Examine each line of the data. Copy those that contain the string "this".
--- start ---
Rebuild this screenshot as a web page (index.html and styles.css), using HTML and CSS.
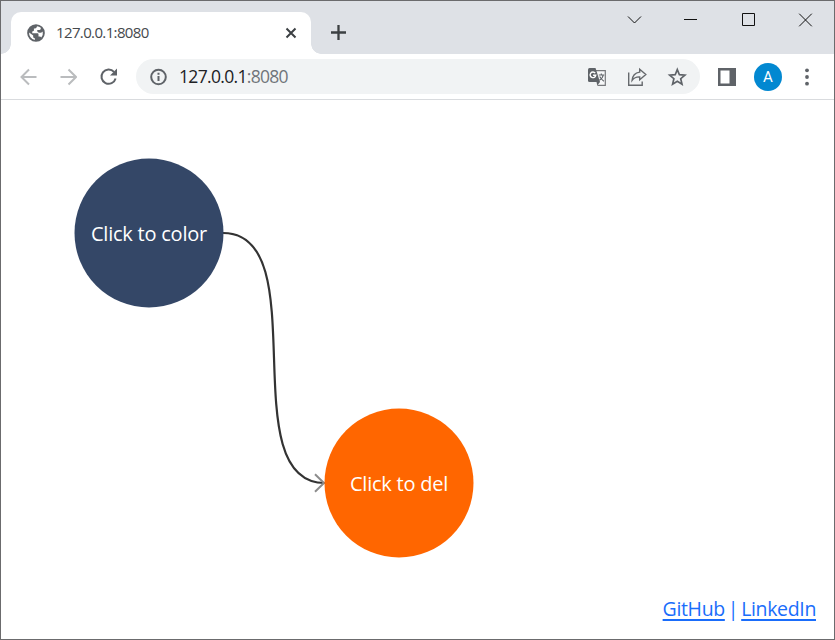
FILE: index.html
```html
<!DOCTYPE html>
<html lang="en">
<head>
<meta charset="utf-8">
<title>127.0.0.1:8080</title>
<link rel="stylesheet" href="styles.css">
</head>
<body>
<div class="window">
  <header class="tabstrip">
    <div class="tab">
      <svg class="globe" width="20" height="20" viewBox="0 0 24 24"><path fill="#5f6368" d="M12 1.4a10.6 10.6 0 1 0 0 21.2a10.6 10.6 0 0 0 0-21.2z"/><path fill="#fff" d="M13.2 3.8c-.2 2-1.500 2.800-3.700 2.800v2.200c0 1-.8 1.300-2 1.300v2.200h6c1 0 1.500.6 1.500 1.500v2.400h1.300c1 0 1.700.5 2 1.200a8.400 8.400 0 0 0 1.800-7.100c-1 1.200-2.500 1.700-4.100 1.500c-1.700-.2-2.500-1.200-2.500-2.400V8.500h2.600c1.500 0 1.700-1.600 1.700-2.700a8.600 8.600 0 0 0-4.600-2zM3.700 11.300a8.400 8.400 0 0 0 6.900 9v-1.900c-1.400 0-2-.9-2-2.100v-1.200z"/></svg>
      <span class="tab-title">127.0.0.1:8080</span>
      <svg class="tab-close" width="12" height="12" viewBox="0 0 12 12"><path d="M1.500 1.500l9 9M10.500 1.500l-9 9"/></svg>
    </div>
    <svg class="new-tab" width="16" height="16" viewBox="0 0 16 16"><path d="M8.500 1v15M1 8.500h15"/></svg>
    <div class="controls">
      <svg width="14" height="14" viewBox="0 0 14 14"><path d="M0 4.500l6.500 6.500L13 4.500"/></svg>
      <svg width="13" height="14" viewBox="0 0 13 14"><path d="M0 7.500h13"/></svg>
      <svg width="13" height="14" viewBox="0 0 13 14"><path d="M.5 1.500h12v12h-12z"/></svg>
      <svg width="14" height="14" viewBox="0 0 14 14"><path d="M.2 1.700l12.600 12.600M12.800 1.700L.2 14.300"/></svg>
    </div>
  </header>
  <nav class="toolbar">
    <svg class="nav muted" width="18" height="18" viewBox="0 0 18 18"><path d="M17.500 9H3M10 1.500L2.500 9L10 16.500"/></svg>
    <svg class="nav muted" width="18" height="18" viewBox="0 0 18 18"><path d="M1.500 9h15M9.500 1.500L17 9L9.500 16.500"/></svg>
    <svg class="nav" width="18" height="18" viewBox="0 0 18 18"><path d="M16.600 10.500A7.200 7.200 0 1 1 15 3.800"/><path class="solid" d="M18 .5v7h-7z"/></svg>
    <div class="address">
      <svg class="info" width="18" height="18" viewBox="0 0 18 18"><circle cx="9.500" cy="9" r="7.300"/><path d="M9.500 8v5M9.500 4.800v2"/></svg>
      <span class="url">127.0.0.1<span class="port">:8080</span></span>
      <svg class="translate" width="20" height="20" viewBox="0 0 20 20"><path d="M9 3.700h9.300v14.600H10.500" fill="#f7f8f9" stroke="#77797c" stroke-width="1.200"/><path fill="#5f6368" d="M2.500 1h6l4.500 14H2.500Q1 15 1 13.500v-11Q1 1 2.500 1z"/><path fill="#5f6368" d="M9.500 15H13l-2.700 3.500z"/><path d="M11.800 8h5.500M14.300 6.500V8M16.200 8c-.4 2.500-2 4.300-3.800 5.300M12.700 9.500c1 2 2.300 3.400 4.200 4.700" fill="none" stroke="#5f6368" stroke-width="1.100"/><path d="M8.200 6.200A2.800 2.800 0 1 0 8.700 8.300H6.100" fill="none" stroke="#fff" stroke-width="1.400"/></svg>
      <svg class="share" width="20" height="20" viewBox="0 0 20 20"><path d="M1.700 5.500v12.700h13.500v-3.700M12.700 2.300l6.100 5.200l-6.100 5.200V9.900c-3.300-.2-5.700.9-7.600 3.500c.3-4.500 2.900-7.600 7.600-8.300z"/></svg>
      <svg class="star" width="20" height="20" viewBox="0 0 20 20"><path d="M10.300 2.600l2.100 5.100l5.500.4l-4.200 3.600l1.300 5.400l-4.700-2.900l-4.700 2.900l1.300-5.400l-4.200-3.600l5.500-.4z"/></svg>
    </div>
    <svg class="panel" width="18" height="18" viewBox="0 0 18 18"><path fill="#5f6368" d="M0 0h18v18H0z"/><path fill="#fff" d="M2.500 2.500h9v13h-9z"/></svg>
    <span class="avatar">A</span>
    <svg class="menu" width="6" height="18" viewBox="0 0 6 18"><circle cx="3" cy="2.300" r="1.900"/><circle cx="3" cy="9" r="1.900"/><circle cx="3" cy="15.700" r="1.900"/></svg>
  </nav>
  <main class="canvas">
    <svg class="edges" width="833" height="539" viewBox="1 100 833 539">
      <path class="edge" d="M223 233C317 233 231 483 325 483"/><path class="arrow" d="M315 474.300L324 483L315 491.700"/>
      <circle cx="149" cy="233" r="74.500" fill="#344767"/>
      <circle cx="399" cy="483" r="74.500" fill="#f60"/>
    </svg>
    <div class="node node-color"><span>Click to color</span></div>
    <div class="node node-del"><span>Click to del</span></div>
    <footer class="links"><a href="#">GitHub</a><span class="bar">|</span><a href="#">LinkedIn</a></footer>
  </main>
</div>
</body>
</html>
```
FILE: styles.css
```css
* { box-sizing: border-box; }
body {
  margin: 0;
  font-family: "Open Sans", "Noto Sans", sans-serif;
  background: #fff;
}
svg { display: block; flex: none; }
.window {
  width: 835px;
  height: 640px;
  border: 1px solid #6b6b6d;
  display: flex;
  flex-direction: column;
  overflow: hidden;
}
.tabstrip {
  height: 53px;
  flex: none;
  display: flex;
  background: #dee1e6;
  padding-left: 10px;
}
.tab {
  position: relative;
  width: 300px;
  height: 42px;
  margin-top: 11px;
  padding: 0 14px 0 15px;
  display: flex;
  align-items: center;
  background: #fff;
  border-radius: 10px 10px 0 0;
}
.tab::before, .tab::after {
  content: "";
  position: absolute;
  bottom: 0;
  width: 10px;
  height: 10px;
}
.tab::before {
  left: -10px;
  background: radial-gradient(circle at 0 0, transparent 9.5px, #fff 10px);
}
.tab::after {
  right: -10px;
  background: radial-gradient(circle at 100% 0, transparent 9.5px, #fff 10px);
}
.tab-title {
  margin-left: 10px;
  margin-top: -2px;
  font-size: 15px;
  letter-spacing: -0.63px;
  color: #45494d;
  white-space: nowrap;
}
.tab-close { margin-left: auto; fill: none; stroke: #3c4043; stroke-width: 2; }
.new-tab { margin: 23px 0 0 19px; fill: none; stroke: #3c4043; stroke-width: 2.3; overflow: visible; }
.controls {
  margin: 11px 21px 0 auto;
  display: flex;
  gap: 44px;
}
.controls svg { fill: none; stroke: #111; stroke-width: 1; overflow: visible; }
.controls svg:nth-child(2) { margin-right: 1px; }
.controls svg:first-child { margin-right: -2px; }
.toolbar {
  height: 46px;
  flex: none;
  display: flex;
  align-items: center;
  border-bottom: 1px solid #d9dbde;
  padding-left: 18px;
}
.nav { margin-right: 22px; fill: none; stroke: #5f6368; stroke-width: 2; }
.nav.muted { stroke: #babcbe; }
.nav .solid { fill: #5f6368; stroke: none; }
.address {
  width: 564px;
  height: 35px;
  margin-left: -3px;
  padding: 0 13px;
  display: flex;
  align-items: center;
  background: #f1f3f4;
  border-radius: 18px;
}
.info { fill: none; stroke: #5f6368; stroke-width: 2; }
.url {
  margin-left: 12px;
  margin-top: -1px;
  font-size: 17.5px;
  letter-spacing: -0.68px;
  color: #202124;
  white-space: nowrap;
}
.port { color: #70757a; }
.translate { margin-left: auto; margin-right: 20px; }
.share { margin-right: 20px; fill: none; stroke: #66696d; stroke-width: 1.4; }
.star { fill: none; stroke: #5f6368; stroke-width: 1.7; }
.panel { margin-left: 18px; }
.avatar {
  width: 28px;
  height: 28px;
  margin-left: 18px;
  border-radius: 50%;
  background: #0288d1;
  color: #fff;
  font: 15px/29px Roboto, sans-serif;
  text-align: center;
}
.menu { margin-left: 22px; fill: #5f6368; }
.canvas { position: relative; flex: 1; }
.edges { position: absolute; inset: 0; }
.edge { fill: none; stroke: #333; stroke-width: 2.2; }
.arrow { fill: none; stroke: #8c8c8c; stroke-width: 2; }
.node {
  position: absolute;
  width: 149px;
  height: 149px;
  border-radius: 50%;
  display: flex;
  align-items: center;
  justify-content: center;
  color: #fff;
  font-size: 20px;
  letter-spacing: -0.23px;
  white-space: nowrap;
}
.node-color { left: 73.500px; top: 58.500px; }
.node-del { left: 323.500px; top: 308.500px; }
.links {
  position: absolute;
  right: 18px;
  bottom: 16px;
  font-size: 19.500px;
  line-height: 28px;
  letter-spacing: -0.35px;
  color: #1a73ff;
  white-space: nowrap;
}
.links a { color: #1a6dfb; text-underline-offset: 3px; text-decoration-thickness: 2px; }
.bar { margin: 0 3px; }
```
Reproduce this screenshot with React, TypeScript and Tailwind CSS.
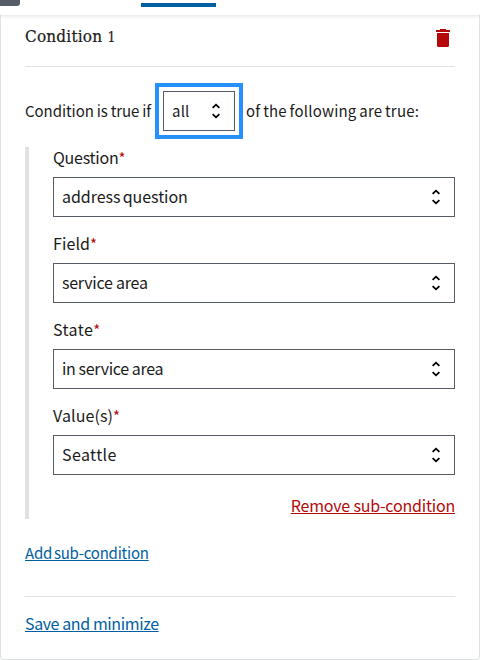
--- end ---
**FINAL ANSWER**
Rebuild this screenshot as a web page (index.html and styles.css), using HTML and CSS.
Reproduce this screenshot with React, TypeScript and Tailwind CSS.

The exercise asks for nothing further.